The armour answers the threat. Paul names it as a daily putting on: "let us therefore cast off the works of darkness, and let us put on the armor of light" (Ro 13:12); the field weapons are "the armor of righteousness on the right hand and on the left" (2Co 6:7); the breastplate is "of faith and love; and for a helmet, the hope of salvation" (1Th 5:8). The standing exhortation gathers the rest: "Put on the whole armor of God, that you⁺ may be able to stand against the wiles of the devil" (Ep 6:11).
The believer's confidence is the old confession in a new key.

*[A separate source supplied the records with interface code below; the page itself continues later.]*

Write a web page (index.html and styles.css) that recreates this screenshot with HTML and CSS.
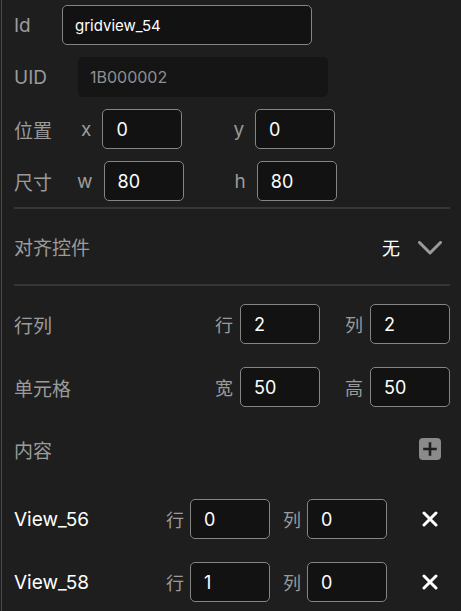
FILE: index.html
```html
<!DOCTYPE html>
<html lang="zh">
<head>
<meta charset="utf-8">
<title>Grid view properties</title>
<link rel="stylesheet" href="styles.css">
</head>
<body>
<div class="panel">
  <div class="row r-id">
    <span class="label w-id">Id</span>
    <input class="field f-wide f-text" value="gridview_54">
  </div>
  <div class="row r-uid">
    <span class="label w-uid">UID</span>
    <div class="field f-wide f-read">1B000002</div>
  </div>
  <div class="row r-pos">
    <span class="label w-pos">位置</span>
    <span class="axis">x</span>
    <input class="field f-num" value="0">
    <span class="axis axis-2">y</span>
    <input class="field f-num" value="0">
  </div>
  <div class="row r-size">
    <span class="label w-size">尺寸</span>
    <span class="axis">w</span>
    <input class="field f-num" value="80">
    <span class="axis axis-2">h</span>
    <input class="field f-num" value="80">
  </div>

  <div class="divider d-1"></div>
  <div class="row r-align">
    <span class="label grow">对齐控件</span>
    <span class="value">无</span>
    <span class="icon-col">
      <svg class="chevron" width="24" height="14" viewBox="0 0 24 14"><polyline points="1.5,1.5 12,12 22.5,1.5" fill="none" stroke="#9a9a9a" stroke-width="3" stroke-linecap="round" stroke-linejoin="round"/></svg>
    </span>
  </div>
  <div class="divider"></div>

  <div class="row r-grid">
    <span class="label grow">行列</span>
    <span class="sub">行</span>
    <input class="field f-num" value="2">
    <span class="sub sub-2">列</span>
    <input class="field f-num" value="2">
  </div>
  <div class="row r-cell">
    <span class="label grow">单元格</span>
    <span class="sub">宽</span>
    <input class="field f-num" value="50">
    <span class="sub sub-2">高</span>
    <input class="field f-num" value="50">
  </div>

  <div class="row r-content">
    <span class="label grow">内容</span>
    <span class="icon-col">
      <span class="add-btn">
        <svg width="22" height="22" viewBox="0 0 22 22"><path d="M11 5.5v11M5.5 11h11" stroke="#1e1e1e" stroke-width="2.6" stroke-linecap="square"/></svg>
      </span>
    </span>
  </div>

  <div class="row r-view r-view-1">
    <span class="name grow">View_56</span>
    <span class="sub">行</span>
    <input class="field f-num" value="0">
    <span class="sub sub-3">列</span>
    <input class="field f-num" value="0">
    <span class="icon-col x-col">
      <svg width="16" height="16" viewBox="0 0 16 16"><path d="M2 2L14 14M14 2L2 14" stroke="#ffffff" stroke-width="3" stroke-linecap="round"/></svg>
    </span>
  </div>
  <div class="row r-view r-view-2">
    <span class="name grow">View_58</span>
    <span class="sub">行</span>
    <input class="field f-num" value="1">
    <span class="sub sub-3">列</span>
    <input class="field f-num" value="0">
    <span class="icon-col x-col">
      <svg width="16" height="16" viewBox="0 0 16 16"><path d="M2 2L14 14M14 2L2 14" stroke="#ffffff" stroke-width="3" stroke-linecap="round"/></svg>
    </span>
  </div>
</div>
</body>
</html>
```

FILE: styles.css
```css
html, body {
  margin: 0;
  padding: 0;
  background: #1e1e1e;
}

body {
  font-family: Inter, "Noto Sans CJK SC", sans-serif;
  color: #9b9b9b;
  width: 461px;
  height: 611px;
  overflow: hidden;
}

.panel {
  margin-left: 1px;
  border-left: 1px solid #4a4a4a;
  padding: 5px 11px 0 12px;
  height: 611px;
  box-sizing: border-box;
}

.row {
  display: flex;
  align-items: center;
  height: 40px;
}

.label {
  font-size: 19px;
  color: #9b9b9b;
  white-space: nowrap;
}

.grow {
  flex: 1;
}

.w-id { width: 48px; }
.w-uid { width: 64px; }
.w-pos { width: 67px; }
.w-size { width: 63px; }

.r-uid, .r-pos, .r-size {
  margin-top: 12px;
}

.field {
  box-sizing: border-box;
  height: 40px;
  border: 1px solid #858585;
  border-radius: 5px;
  background: #121212;
  color: #ffffff;
  font-family: Inter, "Noto Sans CJK SC", sans-serif;
  padding: 0 0 0 12px;
  margin: 0;
  outline: none;
}

.f-wide {
  width: 250px;
}

.f-text {
  font-size: 15px;
}

.f-read {
  display: flex;
  align-items: center;
  border: none;
  background: #151515;
  color: #8f8f8f;
  font-size: 16px;
  padding-left: 12px;
}

.f-num {
  width: 80px;
  font-size: 18px;
  padding-left: 13px;
}

.axis {
  font-size: 19px;
  color: #9b9b9b;
  margin-right: 11px;
}

.axis-2 {
  margin-left: 51px;
}

.divider {
  height: 2px;
  background: #363636;
}

.d-1 {
  margin-top: 6px;
}

.r-align {
  height: 75px;
}

.value {
  font-size: 18px;
  color: #ffffff;
  margin-right: 10px;
}

.icon-col {
  width: 40px;
  display: flex;
  justify-content: center;
  align-items: center;
}

.chevron {
  display: block;
  margin-top: 2px;
}

.r-grid {
  margin-top: 18px;
}

.r-cell {
  margin-top: 23px;
}

.sub {
  font-size: 18px;
  color: #9b9b9b;
  width: 18px;
  margin-right: 7px;
}

.sub-2 {
  margin-left: 25px;
}

.r-content {
  margin-top: 20px;
  height: 44px;
}

.add-btn {
  width: 22px;
  height: 22px;
  border-radius: 4px;
  background: #8a8a8a;
  display: flex;
  align-items: center;
  justify-content: center;
}

.add-btn svg {
  display: block;
}

.r-view-1 {
  margin-top: 28px;
}

.r-view-2 {
  margin-top: 23px;
}

.name {
  font-size: 19px;
  color: #ffffff;
}

.r-view .sub {
  margin-right: 6px;
}

.sub-3 {
  margin-left: 13px;
}

.x-col {
  margin-left: 23px;
}

.x-col svg {
  display: block;
}
```
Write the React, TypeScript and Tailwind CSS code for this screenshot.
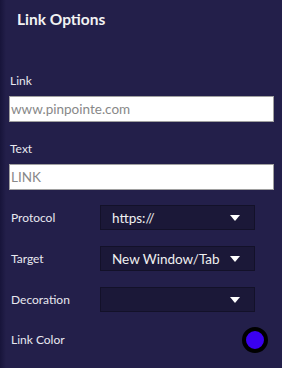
import React from 'react';

const Caret = () => (
  <svg width="12" height="8" viewBox="0 0 12 8" className="shrink-0">
    <path d="M1 1h10L6 7z" fill="#fff" />
  </svg>
);

const SelectRow = ({ label, value }: { label: string; value: string }) => (
  <div className="flex items-center h-[25px]">
    <span className="w-[100px] pl-[11px] text-[12px] text-[#e8e8f0]">{label}</span>
    <div className="w-[155px] h-[25px] bg-[#1b1838] border border-[#131129] flex items-center justify-between pl-[11px] pr-[13px] text-[13.5px] text-[#f0f0f0]">
      <span>{value}</span>
      <Caret />
    </div>
  </div>
);

export default function App() {
  return (
    <div
      className="w-[282px] h-[368px] bg-[#231f4a] relative overflow-hidden"
      style={{ fontFamily: 'Lato, "Open Sans", sans-serif' }}
    >
      <div className="absolute left-0 top-0 bottom-0 w-[6px] bg-gradient-to-r from-[#17143a] to-transparent" />
      <div className="pl-[17px] pt-[8px] text-[15.5px] font-bold text-[#f2f2f2]">Link Options</div>

      <div className="mt-[41px] px-[9px] flex flex-col">
        <span className="pl-[1px] text-[12px] text-[#e8e8f0]">Link</span>
        <div className="mt-[6px] w-[265px] h-[26px] bg-white border border-[#a0a0a0] flex items-center pl-[1px] text-[13.5px] text-[#888]">
          www.pinpointe.com
        </div>
        <span className="mt-[18px] pl-[1px] text-[12px] text-[#e8e8f0]">Text</span>
        <div className="mt-[6px] w-[265px] h-[26px] bg-white border border-[#a0a0a0] flex items-center pl-[1px] text-[13.5px] text-[#888]">
          LINK
        </div>
      </div>

      <div className="mt-[15px] flex flex-col gap-[16px]">
        <SelectRow label="Protocol" value="https://" />
        <SelectRow label="Target" value="New Window/Tab" />
        <SelectRow label="Decoration" value="" />
      </div>

      <div className="mt-[15px] flex items-center justify-between pl-[11px] pr-[14px]">
        <span className="text-[12px] text-[#e8e8f0]">Link Color</span>
        <div className="w-[26px] h-[26px] rounded-full bg-[#3a00f0] border-[4px] border-black" />
      </div>
    </div>
  );
}
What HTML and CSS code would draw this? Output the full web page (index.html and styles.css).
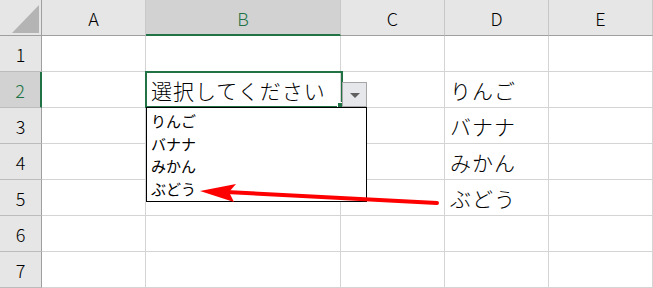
FILE: index.html
```html
<!DOCTYPE html>
<html lang="ja">
<head>
    <meta charset="UTF-8">
    <title>入力規則のリスト</title>
    <link rel="stylesheet" href="styles.css">
</head>
<body>
    <div class="sheet">
        <div class="grid">
            <div class="corner">
                <svg width="42" height="35" viewBox="0 0 42 35"><polygon points="12,33 39,5 39,33" fill="#b4b4b4"/></svg>
            </div>
            <div class="col-head">A</div>
            <div class="col-head is-active">B</div>
            <div class="col-head">C</div>
            <div class="col-head">D</div>
            <div class="col-head">E</div>

            <div class="row-head">1</div>
            <div class="cell"></div><div class="cell"></div><div class="cell"></div><div class="cell"></div><div class="cell"></div>

            <div class="row-head is-active">2</div>
            <div class="cell"></div><div class="cell">選択してください</div><div class="cell"></div><div class="cell">りんご</div><div class="cell"></div>

            <div class="row-head">3</div>
            <div class="cell"></div><div class="cell"></div><div class="cell"></div><div class="cell">バナナ</div><div class="cell"></div>

            <div class="row-head">4</div>
            <div class="cell"></div><div class="cell"></div><div class="cell"></div><div class="cell">みかん</div><div class="cell"></div>

            <div class="row-head">5</div>
            <div class="cell"></div><div class="cell"></div><div class="cell"></div><div class="cell">ぶどう</div><div class="cell"></div>

            <div class="row-head">6</div>
            <div class="cell"></div><div class="cell"></div><div class="cell"></div><div class="cell"></div><div class="cell"></div>

            <div class="row-head">7</div>
            <div class="cell"></div><div class="cell"></div><div class="cell"></div><div class="cell"></div><div class="cell"></div>
        </div>

        <!-- 選択中のセル B2 と入力規則のドロップダウン -->
        <div class="selection"><span class="fill-handle"></span></div>
        <div class="dropdown-btn"><span class="dropdown-tri"></span></div>
        <ul class="dropdown-list">
            <li>りんご</li>
            <li>バナナ</li>
            <li>みかん</li>
            <li>ぶどう</li>
        </ul>

        <svg class="arrow" width="653" height="288" viewBox="0 0 653 288">
            <line x1="437" y1="203" x2="226" y2="192" stroke="#ff0000" stroke-width="4" stroke-linecap="round"/>
            <polygon points="200,191 236,184 229,192 234,202" fill="#ff0000"/>
        </svg>
    </div>
</body>
</html>
```

FILE: styles.css
```css
body {
    margin: 0;
    font-family: "Noto Sans CJK JP", "Noto Sans", sans-serif;
    background-color: #ffffff;
    color: #000;
}
.sheet {
    position: relative;
    width: 653px;
    height: 288px;
    overflow: hidden;
}
.grid {
    display: grid;
    grid-template-columns: 42px 104px 195px 104px 104px 104px;
    grid-template-rows: repeat(8, 36px);
}
.corner {
    background-color: #e6e6e6;
    border-right: 1px solid #9f9f9f;
    border-bottom: 1px solid #9f9f9f;
    box-sizing: border-box;
}
.corner svg {
    display: block;
}
.col-head {
    background-color: #e6e6e6;
    border-right: 1px solid #c8c8c8;
    border-bottom: 1px solid #9f9f9f;
    box-sizing: border-box;
    display: flex;
    align-items: center;
    justify-content: center;
    font-size: 18px;
    font-weight: 300;
    padding-top: 1px;
}
.col-head.is-active {
    background-color: #d2d2d2;
    color: #217346;
    border-bottom: 2px solid #217346;
}
.row-head {
    background-color: #e6e6e6;
    border-right: 1px solid #9f9f9f;
    border-bottom: 1px solid #bcbcbc;
    box-sizing: border-box;
    display: flex;
    align-items: center;
    justify-content: center;
    font-size: 18px;
    font-weight: 300;
}
.row-head.is-active {
    background-color: #d2d2d2;
    color: #217346;
    border-right: 2px solid #217346;
}
.cell {
    border-right: 1px solid #d4d4d4;
    border-bottom: 1px solid #d4d4d4;
    box-sizing: border-box;
    display: flex;
    align-items: center;
    padding-left: 5px;
    font-size: 21px;
    font-weight: 300;
    letter-spacing: 1px;
    white-space: nowrap;
}
.selection {
    position: absolute;
    left: 145px;
    top: 71px;
    width: 198px;
    height: 37px;
    border: 2px solid #217346;
    box-sizing: border-box;
}
.fill-handle {
    position: absolute;
    right: -3px;
    bottom: -3px;
    width: 5px;
    height: 5px;
    background-color: #217346;
    border: 1px solid #fff;
}
.dropdown-btn {
    position: absolute;
    left: 342px;
    top: 82px;
    width: 25px;
    height: 25px;
    background-color: #e5e7ea;
    border: 1px solid #a6a6a6;
    box-sizing: border-box;
    display: flex;
    align-items: center;
    justify-content: center;
}
.dropdown-tri {
    width: 0;
    height: 0;
    border-left: 5px solid transparent;
    border-right: 5px solid transparent;
    border-top: 5px solid #5f5f5f;
    margin-top: 1px;
}
.dropdown-list {
    position: absolute;
    left: 146px;
    top: 107px;
    width: 221px;
    height: 95px;
    margin: 0;
    padding: 2px 0 0 0;
    list-style: none;
    background-color: #ffffff;
    border: 1px solid #000;
    box-sizing: border-box;
}
.dropdown-list li {
    font-size: 15px;
    line-height: 22.5px;
    padding-left: 4px;
}
.arrow {
    position: absolute;
    left: 0;
    top: 0;
}
```
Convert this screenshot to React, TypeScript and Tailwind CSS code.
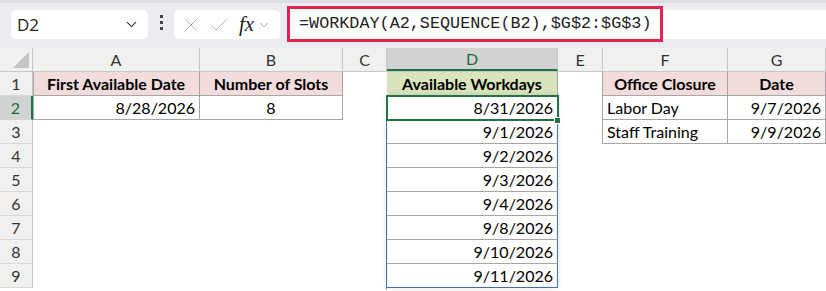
import { ChevronDown, X, Check } from "lucide-react";

const cols = [
  { key: "A", w: 167 },
  { key: "B", w: 143 },
  { key: "C", w: 44 },
  { key: "D", w: 171 },
  { key: "E", w: 45 },
  { key: "F", w: 125 },
  { key: "G", w: 98 },
];

type Cell = { t?: string; align?: "l" | "c" | "r"; bold?: boolean; bg?: string; table?: boolean };

const rows: Record<number, Record<string, Cell>> = {
  1: {
    A: { t: "First Available Date", align: "c", bold: true, bg: "bg-[#f2dcdb]", table: true },
    B: { t: "Number of Slots", align: "c", bold: true, bg: "bg-[#f2dcdb]", table: true },
    D: { t: "Available Workdays", align: "c", bold: true, bg: "bg-[#d8e4bc]", table: true },
    F: { t: "Office Closure", align: "c", bold: true, bg: "bg-[#f2dcdb]", table: true },
    G: { t: "Date", align: "c", bold: true, bg: "bg-[#f2dcdb]", table: true },
  },
  2: {
    A: { t: "8/28/2026", align: "r", table: true },
    B: { t: "8", align: "c", table: true },
    D: { t: "8/31/2026", align: "r", table: true },
    F: { t: "Labor Day", align: "l", table: true },
    G: { t: "9/7/2026", align: "r", table: true },
  },
  3: {
    D: { t: "9/1/2026", align: "r", table: true },
    F: { t: "Staff Training", align: "l", table: true },
    G: { t: "9/9/2026", align: "r", table: true },
  },
  4: { D: { t: "9/2/2026", align: "r", table: true } },
  5: { D: { t: "9/3/2026", align: "r", table: true } },
  6: { D: { t: "9/4/2026", align: "r", table: true } },
  7: { D: { t: "9/8/2026", align: "r", table: true } },
  8: { D: { t: "9/10/2026", align: "r", table: true } },
  9: { D: { t: "9/11/2026", align: "r", table: true } },
};

function Toolbar() {
  return (
    <div className="relative h-[48px] bg-[#eaecef] border-t-[3px] border-[#dcdee2]">
      <div className="absolute left-[11px] top-[7px] flex h-[29px] w-[137px] items-center justify-between rounded-[5px] bg-white pl-[6px] pr-[8px]">
        <span className="text-[17px] text-[#222] font-['Open_Sans',sans-serif]">D2</span>
        <ChevronDown size={17} strokeWidth={1.5} className="text-[#333]" />
      </div>
      <div className="absolute left-[160px] top-[12px] flex flex-col gap-[3px]">
        <span className="block h-[3px] w-[3px] bg-[#444]" />
        <span className="block h-[3px] w-[3px] bg-[#444]" />
        <span className="block h-[3px] w-[3px] bg-[#444]" />
      </div>
      <div className="absolute left-[174px] top-[7px] flex h-[29px] w-[106px] items-center rounded-[5px] bg-white pl-[5px]">
        <X size={24} strokeWidth={1} className="text-[#b0b0b0]" />
        <Check size={24} strokeWidth={1} className="ml-[4px] text-[#b0b0b0]" />
        <span className="ml-[8px] text-[21px] leading-none italic text-[#222] font-['Liberation_Serif',serif]">fx</span>
        <ChevronDown size={14} strokeWidth={1.5} className="ml-[3px] text-[#999]" />
      </div>
      <div className="absolute left-[287px] right-0 top-[7px] h-[29px] bg-white" />
      <div className="absolute left-[287px] top-[3px] flex h-[36px] w-[376px] items-center border-[3px] border-[#e0234e] bg-white pl-[9px]">
        <span className="text-[16.8px] text-[#222] font-['Liberation_Mono',monospace]">=WORKDAY(A2,SEQUENCE(B2),$G$2:$G$3)</span>
      </div>
    </div>
  );
}

export default function App() {
  return (
    <div className="h-[291px] w-[826px] overflow-hidden bg-white font-['Lato',sans-serif]">
      <Toolbar />
      <div className="relative">
        {/* column headers */}
        <div className="flex h-[24px] bg-[#f0f0f0] border-b border-[#c6c6c6]">
          <div className="relative w-[33px] shrink-0 border-r border-[#c6c6c6]">
            <svg className="absolute right-[3px] bottom-[3px]" width="16" height="16" viewBox="0 0 16 16">
              <polygon points="16,0 16,16 0,16" fill="#c4c4c4" />
            </svg>
          </div>
          {cols.map((c) => (
            <div
              key={c.key}
              style={{ width: c.w }}
              className={
                "shrink-0 flex items-center justify-center text-[16px] border-r border-[#c6c6c6] " +
                (c.key === "D" ? "bg-[#d2d2d2] text-[#1e6b3d] border-b-2 border-b-[#217346]" : "text-[#333]")
              }
            >
              {c.key}
            </div>
          ))}
        </div>
        {[1, 2, 3, 4, 5, 6, 7, 8, 9].map((r) => (
          <div key={r} className="flex h-[24px]">
            <div
              className={
                "w-[33px] shrink-0 flex items-center justify-center text-[16px] border-b border-[#d6d6d6] " +
                (r === 2
                  ? "bg-[#d2d2d2] text-[#1e6b3d] border-r-2 border-r-[#217346]"
                  : "bg-[#f0f0f0] text-[#333] border-r border-r-[#c6c6c6]")
              }
            >
              {r}
            </div>
            {cols.map((c) => {
              const cell = rows[r]?.[c.key];
              const inD = c.key === "D" && r >= 2;
              return (
                <div
                  key={c.key}
                  style={{ width: c.w }}
                  className={
                    "shrink-0 flex items-center px-[4px] text-[16px] text-black border-r border-b " +
                    (cell?.table ? "border-[#a6a6a6] " : "border-transparent ") +
                    (cell?.bg ?? "") +
                    (cell?.bold ? " font-bold" : "") +
                    (cell?.align === "r" ? " justify-end" : cell?.align === "c" ? " justify-center" : " justify-start") +
                    (inD ? " border-r-[#4472c4]" : "") +
                    (inD && r === 9 ? " border-b-[#4472c4]" : "")
                  }
                >
                  {cell?.t}
                </div>
              );
            })}
          </div>
        ))}
        {/* table left edges */}
        <div className="pointer-events-none absolute left-[33px] top-[24px] h-[48px] w-px bg-[#a6a6a6]" />
        <div className="pointer-events-none absolute left-[602px] top-[24px] h-[72px] w-px bg-[#a6a6a6]" />
        <div className="pointer-events-none absolute left-[386px] top-[48px] h-[193px] w-px bg-[#4472c4]" />
        <div className="pointer-events-none absolute left-[387px] top-[47px] h-[192px] w-[171px] shadow-[0_0_6px_rgba(0,0,0,0.12)]" />
        {/* selected cell D2 */}
        <div className="pointer-events-none absolute left-[386px] top-[47px] h-[26px] w-[173px] border-2 border-[#217346]" />
        <div className="pointer-events-none absolute left-[555px] top-[70px] h-[5px] w-[5px] bg-[#217346] outline outline-1 outline-white" />
      </div>
    </div>
  );
}
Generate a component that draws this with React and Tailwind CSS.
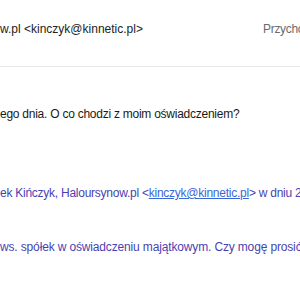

The Psalmist's "Though a host should encamp against me, My heart will not fear: Though war should rise against me, Even then I will be confident" (Ps 27:3) reads, under the cross, as the same posture Moses gave Israel at the sea: "[The Speech of] Yahweh will fight for you⁺, and you⁺ will hold your⁺ peace" (Ex 14:14). The God who is mighty in battle (Ps 24:8) has not laid the title down; he has only enlarged the field.